$4 Cash Corn: ISU CARD says "Get Used to It!"
Corn/Soybeans continued to new highs this week, with huge strides technically. Corn rallied above decade old highs with little effort, clearing the $3.35 Dec level while beans shattered the yearly highs. While these price levels are almost unbelievable changes from just 3 months ago, more and more public sources are telling us this is not just a flash in the pan.
While our USDA Chief Economist, Dr. Keith Collins, in the past few months has clearly indicated the bullish tendencies of the marketplace via biofuels, this week another highly respected public entity added fuel to that fire. These paraphrases might not do complete justice to Collins presentations (better to read them yourself), but basically Collins indicated "corn is likely to run to new price highs" the next few years, and that the demand shock of biofuels is similar to the Russian grain buying in the 1970's, some very inflammatory and bullish comments. Old highs in corn were over $5.50, while during the 1970s grain prices doubled previous high price levels and really never went back! Its no wonder private spec funds have jumped all over grains the past 3 months. For most grain farmers, if this occurs it will be a dream come true!

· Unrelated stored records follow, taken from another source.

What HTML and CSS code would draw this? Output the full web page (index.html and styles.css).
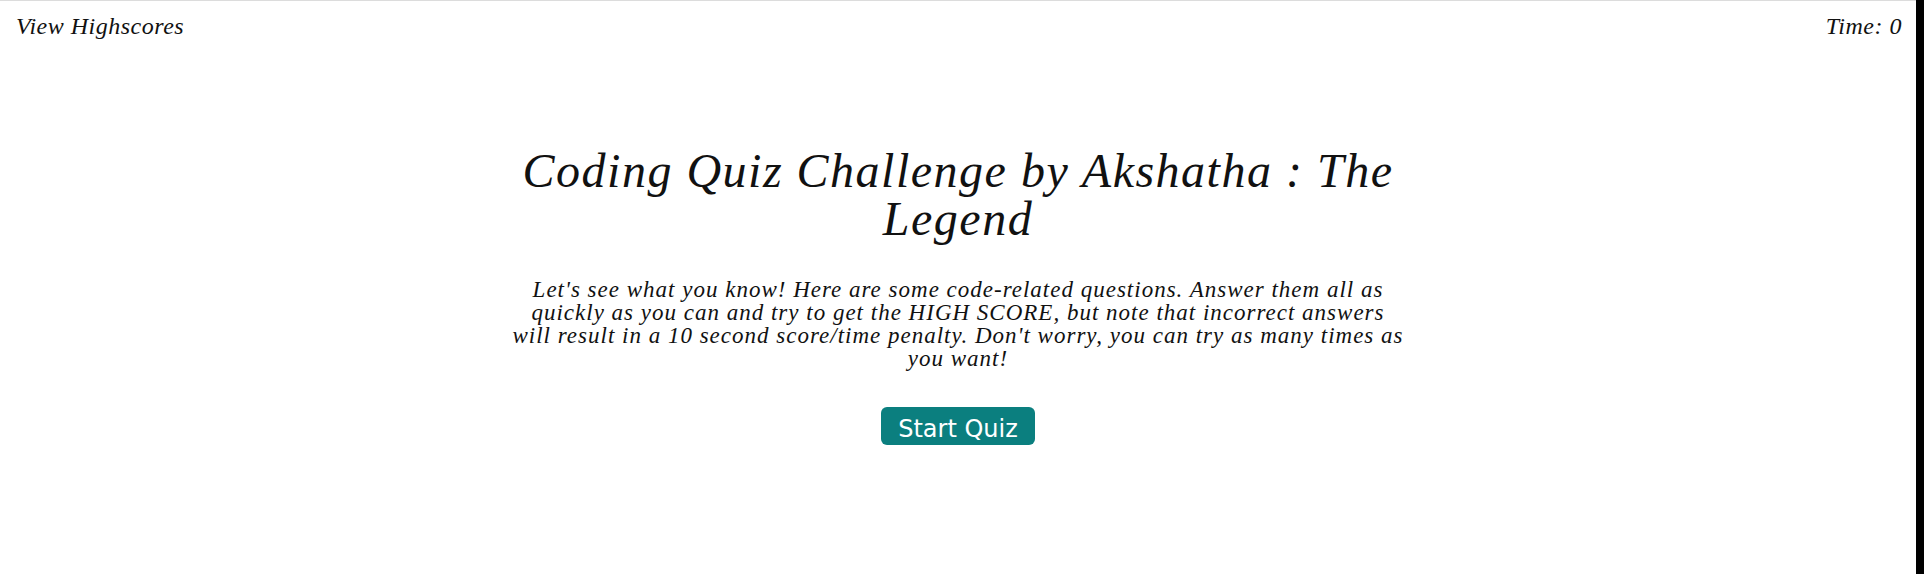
FILE: index.html
```html
<!DOCTYPE html>
<html lang="en">
<head>
<meta charset="utf-8">
<title>Coding Quiz</title>
<link rel="stylesheet" href="styles.css">
</head>
<body>
<div class="page">
  <div class="main">
    <header class="topbar">
      <a class="highscores">View Highscores</a>
      <span class="timer">Time: 0</span>
    </header>
    <section class="intro">
      <h1 class="title">Coding Quiz Challenge by Akshatha : The Legend</h1>
      <p class="lead">Let's see what you know! Here are some code-related questions. Answer them all as quickly as you can and try to get the HIGH SCORE, but note that incorrect answers will result in a 10 second score/time penalty. Don't worry, you can try as many times as you want!</p>
      <button class="start">Start Quiz</button>
    </section>
  </div>
  <div class="rail"></div>
</div>
</body>
</html>
```
FILE: styles.css
```css
html, body {
  margin: 0;
  padding: 0;
  background: #ffffff;
}

body {
  font-family: "Liberation Serif", "Times New Roman", serif;
  font-style: italic;
  color: #111111;
}

.page {
  display: flex;
  min-height: 574px;
}

.main {
  flex: 1;
  border-top: 1px solid #dcdcdc;
}

.rail {
  width: 8px;
  background: #000000;
}

.topbar {
  display: flex;
  justify-content: space-between;
  padding: 13px 14px 0 16px;
  font-size: 24px;
  line-height: 24px;
  letter-spacing: 0.5px;
}

.highscores {
  color: #111111;
  cursor: pointer;
}

.intro {
  width: 895px;
  margin: 0 auto;
  padding-top: 109px;
  text-align: center;
}

.title {
  margin: 0;
  font-size: 48px;
  line-height: 48px;
  font-weight: normal;
  letter-spacing: 1.5px;
}

.lead {
  margin: 35px 0 0;
  font-size: 23px;
  line-height: 23px;
  letter-spacing: 1px;
}

.start {
  margin-top: 37px;
  padding: 8px 17px 2px;
  border: none;
  border-radius: 6px;
  background: #0b7f7f;
  color: #ffffff;
  font-family: "DejaVu Sans", sans-serif;
  font-style: normal;
  font-size: 24px;
  line-height: 28px;
  letter-spacing: 0;
  cursor: pointer;
}
```
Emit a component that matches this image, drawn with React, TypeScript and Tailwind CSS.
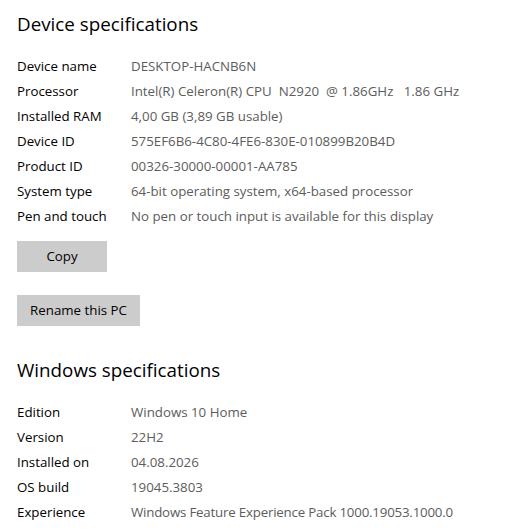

This week, Iowa State University's highly respected CARD division (Center for Agriculture and Rural Development) is weighing in on the issue with a Nov. 6 report titled "The Long-Run Impact of Corn Based Ethanol...." In it, they conclude that given $60 crude oil and current ethanol/biofuels policy, ethanol plants can pay as much as $4.05 for corn and continue to service all of its fixed and variable costs. In other words, as long as corn is below $4.05, ethanol development will continue to expand, and the size of the fuel market is well over 5x the current entire corn crop developed into ethanol.
In that study, they concluded that the most sensitive variables to that conclusion are the price of oil and the ethanol tax credit. The removal of the tax credit would drop the corn price to $2.52 at $60 crude, so in essence it accounts for $1.50+ of the long-run corn price at any crude oil price. Crude oil prices at $40 (and the subsidy still in) mean $2.67 cash corn, $50 is $3.36 corn, and $70 crude is $4.74 while $80 crude (this summer's price) is $5.43 cash corn. This in essence is the first study that explicitly estimates the corn energy price value given today's situation (51c blending tax credit and $60 crude oil). As we discussed in last week's column, the burning up of food/feed supplies in fuel tanks is changing the valuation methods for grains, and this is a huge example of what is attracting the huge speculative funds.
Here are highlights from their executive summary of the report:
"Estimates of the long-run potential for ethanol production can be made by calculating the corn price at which the incentive to expand ethanol production disappears. Under current ethanol tax policy, if the prices of crude oil, natural gas, and distillers grains stay at current levels, then the break-even corn price is $4.05 per bushel. At this price, corn based ethanol production would reach 31.5 billion gallons per year, or about 20% of projected US fuel consumption in 2015. Supporting this level of production would require 95.6 million acres of corn to be planted. Total corn production would be 15.6 billion bushels, compared to 11.0 billion today. (Total corn use in ethanol would be 11.1 billion bu, with feed use down 33%). Most of the additional corn acres come from reduced soybean acreage. Wheat markets would adjust to fulfill increased demand for feed wheat (prices up 20%, production down 3%, feed use up 88%, exports down 16%). Corn exports and production of pork and poultry would all be reduced (exports to zero) in response to higher corn prices and increased utilization of corn by ethanol plants. These results should not be viewed as a prediction of what will eventually materialize. Rather, they indicate a logical end point to the current incentives to invest in corn-based ethanol plants."